Quick message to scientists: the public wants you to advocate for climate policies and engage with policymakers. Just make sure to do it right (see more below) because if you do it wrong, we’re all gonna laugh at you.
Remember David Legates and Ryan Maue? You know, late-2020 appointees to the seditious Trump administration, who tried to publish their poorly written and poorly designed brochures without approval, but with the official White House Office of Science and Technology Policy seal? Well, it turns out their premature posting might actually be a real problem for them, as the Inspector General has opened an investigation.
The internet was … not particularly kind to Dr. Legates, whose “value meal,” “5th grade” bowl-cut-with-bangs hairstyle was the target of many, um… cutting remarks. (Generally, we try not to glorify appearance-based insults, like how Legates is “Ralph Wiggum as an adult,” or how he looks like “big toe dressed up in a suit,” because what’s most important is “the fact that this guy is lying about a threat to humankind.” But someone pointed out his connection to Big Oil, and his behavior as a denier certainly does fit with his appearance of “a Garbage Pail Kid” and a villain from “Captain Planet” or “a straight to DVD Disney movie.”) Of course, his being a Trumper means the lying terribleness is at this point “just kind of a given,” because “we already know that someone denying climate change is a joke.” Most importantly, though, “his bangs ARE the threat to humankind.”
Well-deserved cyberbullying constructive criticism aside, there may be something to learn from Legates and Maue. Not anything from the pamphlets, obviously, which made elementary school science fair projects look polished and intellectually sophisticated, but from the passion with which they were willing to advance their distortions of the science.
Because, since the Biden administration is all about listening to the science, its appointees are going to need to feel empowered to speak up. But what they shouldn’t do is slap an official government seal on their posts if they are not, in fact, approved. Because, it turns out, that’s illegal.
So don’t do what Ryan and David did, and sacrifice a career spent pretending to be politically unbiased, only to join the most toxic presidential-ego-before-politics-before-science administration in modern history in exchange for the opportunity to fraudulently put an official seal on a few pieces of denial propaganda and end up potentially facing five years of prison time for doing so.

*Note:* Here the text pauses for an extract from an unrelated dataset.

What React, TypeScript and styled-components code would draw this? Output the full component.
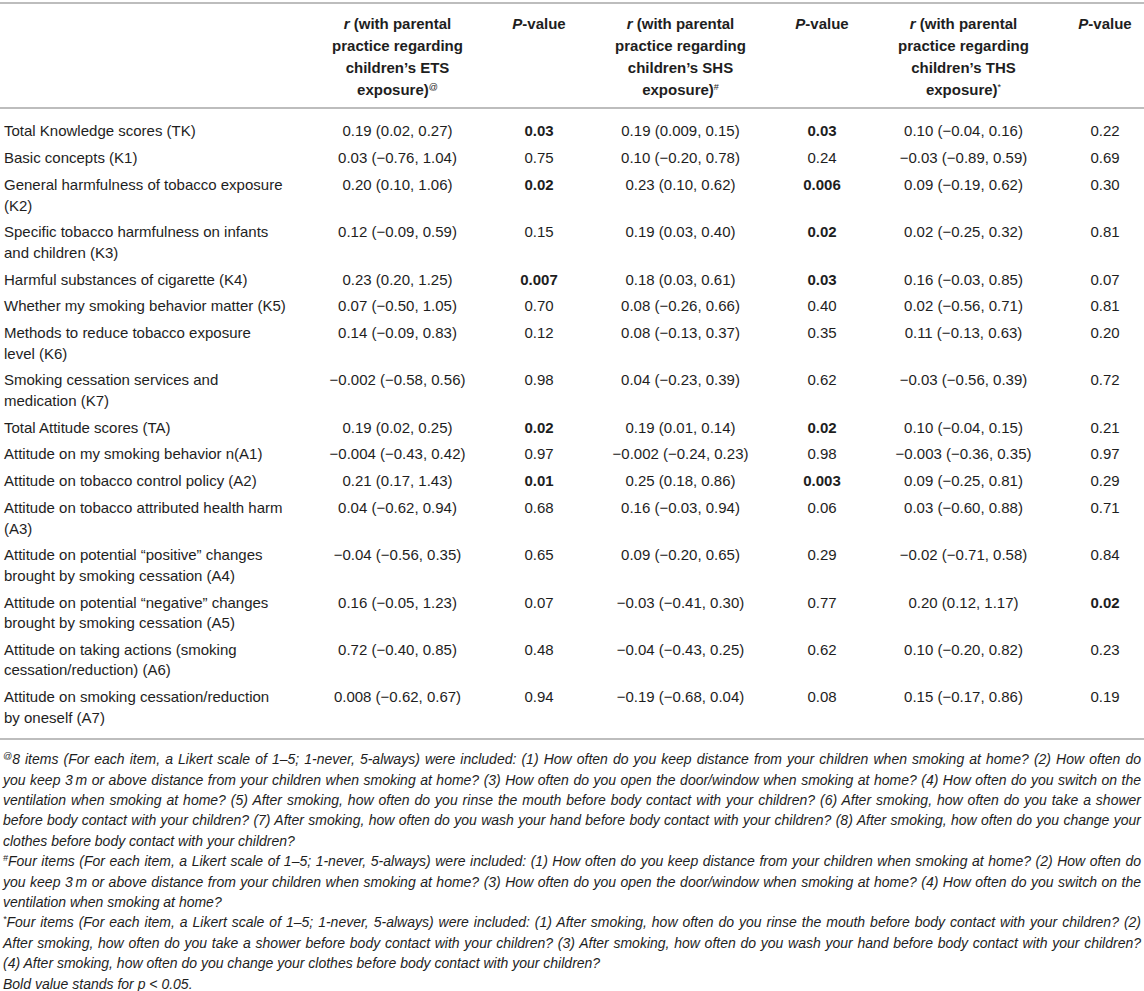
import React from "react";
import styled, { createGlobalStyle } from "styled-components";

const Global = createGlobalStyle`
  html, body { margin: 0; padding: 0; background: #fff; }
  body { font-family: "Liberation Sans", Arial, Helvetica, sans-serif; }
`;

const Page = styled.div`
  width: 1144px;
  padding-top: 2px;
  color: #1e1e1e;
  font-family: "Liberation Sans", Arial, Helvetica, sans-serif;
`;

const Table = styled.div`
  border-top: 2px solid #bdbdbd;
`;

const Row = styled.div<{ $head?: boolean }>`
  display: grid;
  grid-template-columns: 295px repeat(3, 205px 78px);
  border-bottom: ${(p) => (p.$head ? "2px solid #bdbdbd" : "none")};
`;

const HeadCell = styled.div`
  font-size: 15px;
  font-weight: 700;
  line-height: 22px;
  padding: 9px 0 6px;
  text-align: center;
`;

const Cell = styled.div<{ $label?: boolean; $first?: boolean; $last?: boolean }>`
  font-size: 15px;
  line-height: 20.5px;
  padding-top: ${(p) => (p.$first ? 12.45 : 3.15)}px;
  padding-bottom: ${(p) => (p.$last ? 10 : 3.15)}px;
  padding-left: ${(p) => (p.$label ? 4 : 0)}px;
  text-align: ${(p) => (p.$label ? "left" : "center")};
  white-space: ${(p) => (p.$label ? "normal" : "nowrap")};
`;

const Strong = styled.b`
  font-weight: 700;
`;

const Em = styled.i`
  font-style: italic;
`;

const Mark = styled.sup`
  font-size: 9px;
  line-height: 0;
  vertical-align: 5px;
  font-weight: 400;
`;

const Notes = styled.div`
  border-top: 2px solid #bdbdbd;
  padding: 9px 3px 0;
  font-size: 14px;
  line-height: 20.4px;
  font-style: italic;
`;

const NoteLine = styled.span<{ $last?: boolean }>`
  display: block;
  white-space: nowrap;
  text-align: justify;
  text-align-last: ${(p) => (p.$last ? "left" : "justify")};
`;

type Val = { v: string; b?: boolean };
type RowData = { label: string[]; cells: Val[] };

const n = (v: string, b?: boolean): Val => ({ v, b });

const rows: RowData[] = [
  { label: ["Total Knowledge scores (TK)"], cells: [n("0.19 (0.02, 0.27)"), n("0.03", true), n("0.19 (0.009, 0.15)"), n("0.03", true), n("0.10 (−0.04, 0.16)"), n("0.22")] },
  { label: ["Basic concepts (K1)"], cells: [n("0.03 (−0.76, 1.04)"), n("0.75"), n("0.10 (−0.20, 0.78)"), n("0.24"), n("−0.03 (−0.89, 0.59)"), n("0.69")] },
  { label: ["General harmfulness of tobacco exposure", "(K2)"], cells: [n("0.20 (0.10, 1.06)"), n("0.02", true), n("0.23 (0.10, 0.62)"), n("0.006", true), n("0.09 (−0.19, 0.62)"), n("0.30")] },
  { label: ["Specific tobacco harmfulness on infants", "and children (K3)"], cells: [n("0.12 (−0.09, 0.59)"), n("0.15"), n("0.19 (0.03, 0.40)"), n("0.02", true), n("0.02 (−0.25, 0.32)"), n("0.81")] },
  { label: ["Harmful substances of cigarette (K4)"], cells: [n("0.23 (0.20, 1.25)"), n("0.007", true), n("0.18 (0.03, 0.61)"), n("0.03", true), n("0.16 (−0.03, 0.85)"), n("0.07")] },
  { label: ["Whether my smoking behavior matter (K5)"], cells: [n("0.07 (−0.50, 1.05)"), n("0.70"), n("0.08 (−0.26, 0.66)"), n("0.40"), n("0.02 (−0.56, 0.71)"), n("0.81")] },
  { label: ["Methods to reduce tobacco exposure", "level (K6)"], cells: [n("0.14 (−0.09, 0.83)"), n("0.12"), n("0.08 (−0.13, 0.37)"), n("0.35"), n("0.11 (−0.13, 0.63)"), n("0.20")] },
  { label: ["Smoking cessation services and", "medication (K7)"], cells: [n("−0.002 (−0.58, 0.56)"), n("0.98"), n("0.04 (−0.23, 0.39)"), n("0.62"), n("−0.03 (−0.56, 0.39)"), n("0.72")] },
  { label: ["Total Attitude scores (TA)"], cells: [n("0.19 (0.02, 0.25)"), n("0.02", true), n("0.19 (0.01, 0.14)"), n("0.02", true), n("0.10 (−0.04, 0.15)"), n("0.21")] },
  { label: ["Attitude on my smoking behavior n(A1)"], cells: [n("−0.004 (−0.43, 0.42)"), n("0.97"), n("−0.002 (−0.24, 0.23)"), n("0.98"), n("−0.003 (−0.36, 0.35)"), n("0.97")] },
  { label: ["Attitude on tobacco control policy (A2)"], cells: [n("0.21 (0.17, 1.43)"), n("0.01", true), n("0.25 (0.18, 0.86)"), n("0.003", true), n("0.09 (−0.25, 0.81)"), n("0.29")] },
  { label: ["Attitude on tobacco attributed health harm", "(A3)"], cells: [n("0.04 (−0.62, 0.94)"), n("0.68"), n("0.16 (−0.03, 0.94)"), n("0.06"), n("0.03 (−0.60, 0.88)"), n("0.71")] },
  { label: ["Attitude on potential “positive” changes", "brought by smoking cessation (A4)"], cells: [n("−0.04 (−0.56, 0.35)"), n("0.65"), n("0.09 (−0.20, 0.65)"), n("0.29"), n("−0.02 (−0.71, 0.58)"), n("0.84")] },
  { label: ["Attitude on potential “negative” changes", "brought by smoking cessation (A5)"], cells: [n("0.16 (−0.05, 1.23)"), n("0.07"), n("−0.03 (−0.41, 0.30)"), n("0.77"), n("0.20 (0.12, 1.17)"), n("0.02", true)] },
  { label: ["Attitude on taking actions (smoking", "cessation/reduction) (A6)"], cells: [n("0.72 (−0.40, 0.85)"), n("0.48"), n("−0.04 (−0.43, 0.25)"), n("0.62"), n("0.10 (−0.20, 0.82)"), n("0.23")] },
  { label: ["Attitude on smoking cessation/reduction", "by oneself (A7)"], cells: [n("0.008 (−0.62, 0.67)"), n("0.94"), n("−0.19 (−0.68, 0.04)"), n("0.08"), n("0.15 (−0.17, 0.86)"), n("0.19")] },
];

const RHead = ({ what, mark }: { what: string; mark: string }) => (
  <HeadCell>
    <Em>r</Em> (with parental
    <br />
    practice regarding
    <br />
    children’s {what}
    <br />
    exposure)<Mark>{mark}</Mark>
  </HeadCell>
);

const PHead = () => (
  <HeadCell>
    <Em>P</Em>-value
  </HeadCell>
);

const notes: string[][] = [
  [
    "8 items (For each item, a Likert scale of 1–5; 1-never, 5-always) were included: (1) How often do you keep distance from your children when smoking at home? (2) How often do",
    "you keep 3\u2009m or above distance from your children when smoking at home? (3) How often do you open the door/window when smoking at home? (4) How often do you switch on the",
    "ventilation when smoking at home? (5) After smoking, how often do you rinse the mouth before body contact with your children? (6) After smoking, how often do you take a shower",
    "before body contact with your children? (7) After smoking, how often do you wash your hand before body contact with your children? (8) After smoking, how often do you change your",
    "clothes before body contact with your children?",
  ],
  [
    "Four items (For each item, a Likert scale of 1–5; 1-never, 5-always) were included: (1) How often do you keep distance from your children when smoking at home? (2) How often do",
    "you keep 3\u2009m or above distance from your children when smoking at home? (3) How often do you open the door/window when smoking at home? (4) How often do you switch on the",
    "ventilation when smoking at home?",
  ],
  [
    "Four items (For each item, a Likert scale of 1–5; 1-never, 5-always) were included: (1) After smoking, how often do you rinse the mouth before body contact with your children? (2)",
    "After smoking, how often do you take a shower before body contact with your children? (3) After smoking, how often do you wash your hand before body contact with your children?",
    "(4) After smoking, how often do you change your clothes before body contact with your children?",
  ],
];
const marks = ["@", "#", "*"];

export default function App() {
  return (
    <Page>
      <Global />
      <Table>
        <Row $head>
          <HeadCell />
          <RHead what="ETS" mark="@" />
          <PHead />
          <RHead what="SHS" mark="#" />
          <PHead />
          <RHead what="THS" mark="*" />
          <PHead />
        </Row>
        {rows.map((r, i) => {
          const first = i === 0;
          const last = i === rows.length - 1;
          return (
            <Row key={i}>
              <Cell $label $first={first} $last={last}>
                {r.label.map((t, j) => (
                  <React.Fragment key={j}>
                    {j > 0 && <br />}
                    {t}
                  </React.Fragment>
                ))}
              </Cell>
              {r.cells.map((c, j) => (
                <Cell key={j} $first={first} $last={last}>
                  {c.b ? <Strong>{c.v}</Strong> : c.v}
                </Cell>
              ))}
            </Row>
          );
        })}
      </Table>
      <Notes>
        {notes.map((lines, i) =>
          lines.map((l, j) => (
            <NoteLine key={`${i}-${j}`} $last={j === lines.length - 1}>
              {j === 0 && <Mark>{marks[i]}</Mark>}
              {l}
            </NoteLine>
          ))
        )}
        <NoteLine $last>
          Bold value stands for <Em>p</Em> &lt; 0.05.
        </NoteLine>
      </Notes>
    </Page>
  );
}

But what you should do is speak up and engage with the public, advocating for climate policies and working with policymakers. And that’s not just a lesson from watching bozos fail, but from actual science!
A new study in Environmental Research Letters, led by Viktoria Cologna with Reto Knutti, Naomi Oreskes and Michael Siegrist as co-authors, surveyed scientists and the public in US and Germany to see what expectations the public had for scientists, and how they would react to scientists’ advocacy on climate change.
They found that the public is supportive of scientists working “closely with policymakers to integrate scientific results into climate-related policymaking.” Similarly, a majority of both German and US citizens think “scientists should advocate for climate-related policies, in general,” though that support decreases slightly as policy options get more specific.
Interestingly, they report that while a fictional professor’s open support for a particular policy “did not affect perceptions of Prof. Jones being trustworthy and honest,” it did “negatively affect” their “perceived objectivity, yet positively affect perceptions that she acts in the interest of society.”
People saw advocacy from a scientist as making her less objective, but actually more confident that she is acting in the public’s best interest. At this point, the public recognizes that objectivity is pretend, and being honest about policy preferences is an effective way to establish trust and build support.
And you need that trust, so you don’t end up with the internet suggesting that you look like the sort of person who “denies that Vogon poetry is the third worst in the universe” or “like your aunt who drinks wine all the time and uses ‘off brand’ racial slurs at summer parties.”